- GIVEN TASK:
Your task is to gather the lines below that hold the string "React".

[BEGIN SOURCE DATA]

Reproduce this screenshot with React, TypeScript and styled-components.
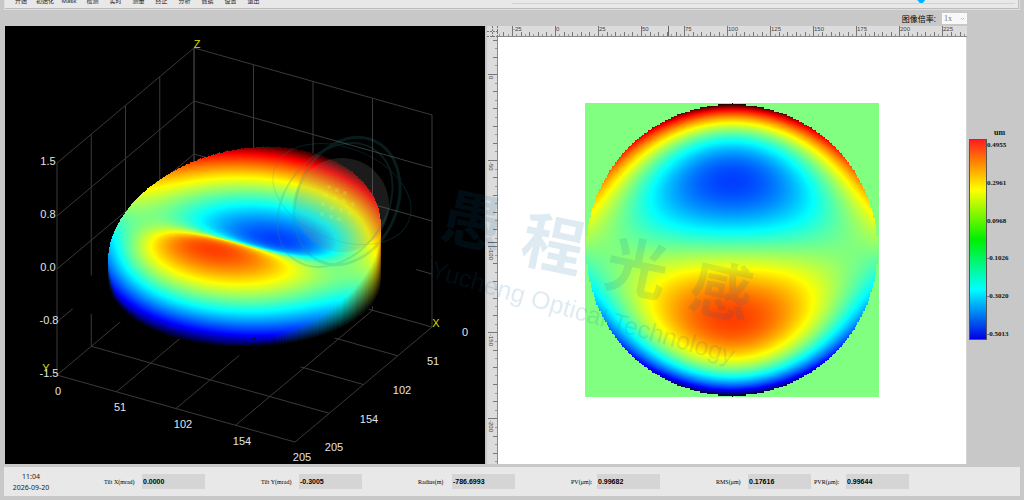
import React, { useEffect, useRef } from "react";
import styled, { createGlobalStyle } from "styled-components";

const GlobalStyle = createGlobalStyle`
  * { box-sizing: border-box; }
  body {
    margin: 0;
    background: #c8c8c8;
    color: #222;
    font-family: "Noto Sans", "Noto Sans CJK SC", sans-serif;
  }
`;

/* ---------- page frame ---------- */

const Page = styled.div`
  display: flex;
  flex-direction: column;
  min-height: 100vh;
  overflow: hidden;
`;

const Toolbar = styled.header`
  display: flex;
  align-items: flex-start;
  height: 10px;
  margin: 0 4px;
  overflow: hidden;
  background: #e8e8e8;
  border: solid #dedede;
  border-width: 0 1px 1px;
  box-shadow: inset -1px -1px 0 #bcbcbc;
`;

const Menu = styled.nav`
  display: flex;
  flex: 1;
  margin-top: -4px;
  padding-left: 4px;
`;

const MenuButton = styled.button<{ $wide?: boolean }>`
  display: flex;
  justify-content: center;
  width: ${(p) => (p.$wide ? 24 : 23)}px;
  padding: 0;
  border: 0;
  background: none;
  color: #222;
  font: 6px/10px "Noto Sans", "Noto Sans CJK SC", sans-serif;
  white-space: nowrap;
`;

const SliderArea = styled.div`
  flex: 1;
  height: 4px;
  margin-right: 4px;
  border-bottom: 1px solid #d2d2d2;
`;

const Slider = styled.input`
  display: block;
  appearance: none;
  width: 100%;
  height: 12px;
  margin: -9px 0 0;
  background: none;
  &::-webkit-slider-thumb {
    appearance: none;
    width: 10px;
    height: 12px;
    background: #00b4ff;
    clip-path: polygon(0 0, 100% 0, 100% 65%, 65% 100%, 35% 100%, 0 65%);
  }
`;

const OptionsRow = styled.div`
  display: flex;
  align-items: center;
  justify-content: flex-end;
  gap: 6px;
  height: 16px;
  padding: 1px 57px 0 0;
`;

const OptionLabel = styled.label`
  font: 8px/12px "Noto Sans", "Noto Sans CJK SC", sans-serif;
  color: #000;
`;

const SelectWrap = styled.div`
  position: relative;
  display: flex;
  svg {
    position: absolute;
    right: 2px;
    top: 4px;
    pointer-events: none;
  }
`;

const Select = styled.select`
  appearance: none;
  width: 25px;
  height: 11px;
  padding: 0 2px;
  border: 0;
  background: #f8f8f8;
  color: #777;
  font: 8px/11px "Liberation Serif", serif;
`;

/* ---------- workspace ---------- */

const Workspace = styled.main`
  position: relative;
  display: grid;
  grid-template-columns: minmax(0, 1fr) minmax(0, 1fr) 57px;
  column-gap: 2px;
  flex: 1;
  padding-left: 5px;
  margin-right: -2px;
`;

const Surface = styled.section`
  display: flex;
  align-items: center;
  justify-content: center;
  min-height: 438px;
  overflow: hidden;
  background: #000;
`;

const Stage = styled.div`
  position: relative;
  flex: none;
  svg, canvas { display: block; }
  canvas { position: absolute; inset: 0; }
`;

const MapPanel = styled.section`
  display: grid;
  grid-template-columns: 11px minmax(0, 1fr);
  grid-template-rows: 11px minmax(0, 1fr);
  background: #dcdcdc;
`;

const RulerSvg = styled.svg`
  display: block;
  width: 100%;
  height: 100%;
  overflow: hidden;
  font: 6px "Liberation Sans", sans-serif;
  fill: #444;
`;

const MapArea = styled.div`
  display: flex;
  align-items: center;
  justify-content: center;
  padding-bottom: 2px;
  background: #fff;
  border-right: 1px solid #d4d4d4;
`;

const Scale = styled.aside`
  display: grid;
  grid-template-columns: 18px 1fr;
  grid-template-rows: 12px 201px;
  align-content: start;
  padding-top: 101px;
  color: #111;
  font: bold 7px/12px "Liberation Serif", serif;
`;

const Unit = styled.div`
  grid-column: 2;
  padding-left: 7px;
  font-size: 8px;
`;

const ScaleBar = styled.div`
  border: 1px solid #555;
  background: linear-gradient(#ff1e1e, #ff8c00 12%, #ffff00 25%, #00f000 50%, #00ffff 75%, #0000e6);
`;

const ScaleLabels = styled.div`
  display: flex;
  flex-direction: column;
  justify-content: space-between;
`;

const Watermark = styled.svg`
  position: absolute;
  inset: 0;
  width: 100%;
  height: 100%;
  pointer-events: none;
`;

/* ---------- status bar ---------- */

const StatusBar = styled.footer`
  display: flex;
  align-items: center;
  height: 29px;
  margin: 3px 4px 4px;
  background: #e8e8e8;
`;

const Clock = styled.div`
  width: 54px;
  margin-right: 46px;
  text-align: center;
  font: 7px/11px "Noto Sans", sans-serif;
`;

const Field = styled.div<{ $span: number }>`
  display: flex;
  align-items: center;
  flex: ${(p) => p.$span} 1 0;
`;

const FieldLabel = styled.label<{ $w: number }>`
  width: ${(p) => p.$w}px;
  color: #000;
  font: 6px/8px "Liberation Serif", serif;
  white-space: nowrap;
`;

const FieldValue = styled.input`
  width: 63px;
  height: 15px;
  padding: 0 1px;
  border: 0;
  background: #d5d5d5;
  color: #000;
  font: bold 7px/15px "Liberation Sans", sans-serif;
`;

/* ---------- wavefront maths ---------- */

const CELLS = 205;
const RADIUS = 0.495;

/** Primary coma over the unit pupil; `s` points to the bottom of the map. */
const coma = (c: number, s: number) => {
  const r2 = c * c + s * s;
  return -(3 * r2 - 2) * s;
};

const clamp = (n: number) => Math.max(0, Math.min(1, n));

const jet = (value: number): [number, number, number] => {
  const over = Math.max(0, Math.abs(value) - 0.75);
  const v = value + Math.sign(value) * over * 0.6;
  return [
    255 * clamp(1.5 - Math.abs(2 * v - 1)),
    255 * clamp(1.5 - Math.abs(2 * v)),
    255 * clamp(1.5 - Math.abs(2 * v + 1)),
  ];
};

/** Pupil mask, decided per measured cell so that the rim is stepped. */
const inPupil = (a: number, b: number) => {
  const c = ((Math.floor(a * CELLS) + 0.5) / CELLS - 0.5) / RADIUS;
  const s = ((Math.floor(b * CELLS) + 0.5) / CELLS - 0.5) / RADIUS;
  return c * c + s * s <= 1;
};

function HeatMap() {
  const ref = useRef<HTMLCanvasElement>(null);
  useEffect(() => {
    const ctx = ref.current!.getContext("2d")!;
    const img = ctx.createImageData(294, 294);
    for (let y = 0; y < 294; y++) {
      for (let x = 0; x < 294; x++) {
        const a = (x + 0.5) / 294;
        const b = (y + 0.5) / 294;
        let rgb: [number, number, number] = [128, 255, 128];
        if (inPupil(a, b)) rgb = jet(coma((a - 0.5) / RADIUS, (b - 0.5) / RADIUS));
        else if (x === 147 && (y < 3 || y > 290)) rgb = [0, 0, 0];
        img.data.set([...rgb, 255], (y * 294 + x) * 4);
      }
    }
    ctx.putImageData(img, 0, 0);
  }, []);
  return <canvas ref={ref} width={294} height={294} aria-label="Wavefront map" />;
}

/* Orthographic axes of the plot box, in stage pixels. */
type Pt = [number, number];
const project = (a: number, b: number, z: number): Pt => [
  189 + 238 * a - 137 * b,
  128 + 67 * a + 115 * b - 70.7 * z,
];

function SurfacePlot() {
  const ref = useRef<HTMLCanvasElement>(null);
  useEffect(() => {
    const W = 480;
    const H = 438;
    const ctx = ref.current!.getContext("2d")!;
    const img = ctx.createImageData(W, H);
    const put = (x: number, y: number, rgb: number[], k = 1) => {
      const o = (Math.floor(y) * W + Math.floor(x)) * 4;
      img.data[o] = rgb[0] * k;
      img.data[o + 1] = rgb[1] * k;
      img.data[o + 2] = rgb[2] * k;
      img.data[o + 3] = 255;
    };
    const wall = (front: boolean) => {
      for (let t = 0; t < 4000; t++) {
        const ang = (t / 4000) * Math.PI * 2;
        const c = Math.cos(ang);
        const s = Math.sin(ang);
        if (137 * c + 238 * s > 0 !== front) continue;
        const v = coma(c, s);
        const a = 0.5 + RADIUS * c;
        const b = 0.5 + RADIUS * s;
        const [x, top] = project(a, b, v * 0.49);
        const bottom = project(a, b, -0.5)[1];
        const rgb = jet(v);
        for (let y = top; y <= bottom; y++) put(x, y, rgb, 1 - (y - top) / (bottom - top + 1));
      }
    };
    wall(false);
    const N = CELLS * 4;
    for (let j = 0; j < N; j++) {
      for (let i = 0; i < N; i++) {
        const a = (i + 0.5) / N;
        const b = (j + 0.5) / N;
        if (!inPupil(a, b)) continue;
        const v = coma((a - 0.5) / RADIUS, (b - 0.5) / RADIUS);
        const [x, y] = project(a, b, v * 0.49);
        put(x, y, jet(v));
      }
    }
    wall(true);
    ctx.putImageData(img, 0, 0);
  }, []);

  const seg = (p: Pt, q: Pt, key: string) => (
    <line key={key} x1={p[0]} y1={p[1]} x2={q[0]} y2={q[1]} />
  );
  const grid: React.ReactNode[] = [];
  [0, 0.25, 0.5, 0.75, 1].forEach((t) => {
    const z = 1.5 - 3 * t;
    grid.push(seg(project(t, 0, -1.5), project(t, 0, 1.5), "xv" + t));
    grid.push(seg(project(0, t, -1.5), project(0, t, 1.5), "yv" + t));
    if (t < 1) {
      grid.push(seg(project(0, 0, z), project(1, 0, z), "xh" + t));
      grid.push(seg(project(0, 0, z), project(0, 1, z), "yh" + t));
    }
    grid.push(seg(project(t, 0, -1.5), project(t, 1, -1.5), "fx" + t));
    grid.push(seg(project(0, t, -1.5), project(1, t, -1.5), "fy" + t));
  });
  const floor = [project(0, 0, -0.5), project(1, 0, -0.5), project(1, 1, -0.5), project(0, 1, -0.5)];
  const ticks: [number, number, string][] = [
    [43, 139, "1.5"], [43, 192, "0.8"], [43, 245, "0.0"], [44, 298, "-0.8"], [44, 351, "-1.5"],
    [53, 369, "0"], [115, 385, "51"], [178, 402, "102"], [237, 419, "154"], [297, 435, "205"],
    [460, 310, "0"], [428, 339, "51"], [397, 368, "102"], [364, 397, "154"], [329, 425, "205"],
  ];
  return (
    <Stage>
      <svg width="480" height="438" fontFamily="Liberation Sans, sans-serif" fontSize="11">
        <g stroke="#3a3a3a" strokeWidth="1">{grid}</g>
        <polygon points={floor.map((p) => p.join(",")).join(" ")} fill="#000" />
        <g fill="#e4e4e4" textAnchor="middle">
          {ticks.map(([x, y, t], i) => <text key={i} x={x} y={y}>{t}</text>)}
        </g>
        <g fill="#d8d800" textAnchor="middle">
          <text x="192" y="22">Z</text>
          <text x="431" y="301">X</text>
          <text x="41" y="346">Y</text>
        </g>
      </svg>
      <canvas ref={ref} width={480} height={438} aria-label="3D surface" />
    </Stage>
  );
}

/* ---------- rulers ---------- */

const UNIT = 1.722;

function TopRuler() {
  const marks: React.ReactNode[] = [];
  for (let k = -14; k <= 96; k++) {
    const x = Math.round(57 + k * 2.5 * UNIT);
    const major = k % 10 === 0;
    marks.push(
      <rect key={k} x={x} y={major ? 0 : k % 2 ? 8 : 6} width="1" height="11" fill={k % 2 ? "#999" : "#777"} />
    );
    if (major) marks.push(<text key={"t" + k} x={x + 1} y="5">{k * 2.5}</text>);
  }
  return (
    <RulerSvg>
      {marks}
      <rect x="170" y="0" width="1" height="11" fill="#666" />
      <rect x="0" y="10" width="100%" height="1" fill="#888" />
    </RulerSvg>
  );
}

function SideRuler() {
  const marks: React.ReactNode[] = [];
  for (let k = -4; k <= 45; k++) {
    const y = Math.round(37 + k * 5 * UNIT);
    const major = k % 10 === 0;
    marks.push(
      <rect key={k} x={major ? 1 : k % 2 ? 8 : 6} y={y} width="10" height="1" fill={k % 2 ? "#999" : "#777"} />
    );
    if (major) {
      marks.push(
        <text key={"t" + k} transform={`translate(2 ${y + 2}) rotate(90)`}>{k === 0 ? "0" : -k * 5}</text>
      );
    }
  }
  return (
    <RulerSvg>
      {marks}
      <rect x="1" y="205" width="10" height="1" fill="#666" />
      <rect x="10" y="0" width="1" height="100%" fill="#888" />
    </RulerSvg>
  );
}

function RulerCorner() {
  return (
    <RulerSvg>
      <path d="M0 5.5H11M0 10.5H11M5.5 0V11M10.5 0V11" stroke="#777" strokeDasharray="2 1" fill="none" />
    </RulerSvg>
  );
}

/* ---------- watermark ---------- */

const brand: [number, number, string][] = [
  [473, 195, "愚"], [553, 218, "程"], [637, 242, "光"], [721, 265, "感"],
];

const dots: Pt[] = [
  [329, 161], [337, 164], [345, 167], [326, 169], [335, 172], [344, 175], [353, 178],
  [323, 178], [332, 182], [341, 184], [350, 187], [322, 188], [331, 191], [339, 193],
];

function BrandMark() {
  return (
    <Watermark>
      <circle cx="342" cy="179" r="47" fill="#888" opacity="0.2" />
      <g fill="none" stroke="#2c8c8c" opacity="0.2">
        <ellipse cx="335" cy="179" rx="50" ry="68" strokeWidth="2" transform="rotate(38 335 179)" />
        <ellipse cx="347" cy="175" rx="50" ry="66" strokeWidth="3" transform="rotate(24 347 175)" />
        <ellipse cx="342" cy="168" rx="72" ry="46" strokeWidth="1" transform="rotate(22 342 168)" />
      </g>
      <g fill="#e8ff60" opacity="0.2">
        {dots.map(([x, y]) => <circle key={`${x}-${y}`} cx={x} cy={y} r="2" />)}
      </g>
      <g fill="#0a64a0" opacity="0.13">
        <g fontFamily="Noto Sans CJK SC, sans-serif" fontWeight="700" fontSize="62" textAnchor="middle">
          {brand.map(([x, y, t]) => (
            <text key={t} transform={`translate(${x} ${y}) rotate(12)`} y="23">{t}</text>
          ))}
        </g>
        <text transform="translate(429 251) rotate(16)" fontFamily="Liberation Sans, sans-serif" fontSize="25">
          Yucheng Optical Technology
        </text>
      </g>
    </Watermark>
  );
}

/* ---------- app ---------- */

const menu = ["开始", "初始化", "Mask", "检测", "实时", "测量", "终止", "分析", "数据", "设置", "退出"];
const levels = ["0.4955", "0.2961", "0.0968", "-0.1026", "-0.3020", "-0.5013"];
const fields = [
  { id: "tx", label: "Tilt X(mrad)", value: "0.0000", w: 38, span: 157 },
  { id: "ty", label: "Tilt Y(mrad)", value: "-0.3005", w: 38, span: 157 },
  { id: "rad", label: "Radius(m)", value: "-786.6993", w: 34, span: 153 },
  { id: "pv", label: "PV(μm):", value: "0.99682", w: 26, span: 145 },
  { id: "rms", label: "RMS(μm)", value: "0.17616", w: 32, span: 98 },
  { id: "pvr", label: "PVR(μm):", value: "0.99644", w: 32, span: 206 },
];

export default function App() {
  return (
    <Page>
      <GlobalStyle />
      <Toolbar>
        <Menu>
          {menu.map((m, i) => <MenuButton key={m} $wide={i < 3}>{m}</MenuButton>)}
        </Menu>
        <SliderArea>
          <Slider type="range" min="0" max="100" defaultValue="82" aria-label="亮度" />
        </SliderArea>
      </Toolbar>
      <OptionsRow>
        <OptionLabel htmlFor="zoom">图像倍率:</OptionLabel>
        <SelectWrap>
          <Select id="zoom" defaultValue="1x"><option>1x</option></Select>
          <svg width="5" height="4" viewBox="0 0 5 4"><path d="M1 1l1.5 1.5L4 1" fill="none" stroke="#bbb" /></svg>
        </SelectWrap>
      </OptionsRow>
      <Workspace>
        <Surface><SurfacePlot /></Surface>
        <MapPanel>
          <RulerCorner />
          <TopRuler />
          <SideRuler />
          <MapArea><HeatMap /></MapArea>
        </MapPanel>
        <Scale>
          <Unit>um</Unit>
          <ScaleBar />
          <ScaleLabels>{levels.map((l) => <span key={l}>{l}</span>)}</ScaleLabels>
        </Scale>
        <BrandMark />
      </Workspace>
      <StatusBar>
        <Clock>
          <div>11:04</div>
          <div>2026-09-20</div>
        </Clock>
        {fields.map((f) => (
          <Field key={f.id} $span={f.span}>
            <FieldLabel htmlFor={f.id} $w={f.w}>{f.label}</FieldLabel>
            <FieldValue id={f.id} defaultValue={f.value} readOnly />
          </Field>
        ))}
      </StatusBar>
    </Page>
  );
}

[END SOURCE DATA]

- COMPLETED EXERCISE:
Reproduce this screenshot with React, TypeScript and styled-components.
import React, { useEffect, useRef } from "react";
  const grid: React.ReactNode[] = [];
  const marks: React.ReactNode[] = [];
  const marks: React.ReactNode[] = [];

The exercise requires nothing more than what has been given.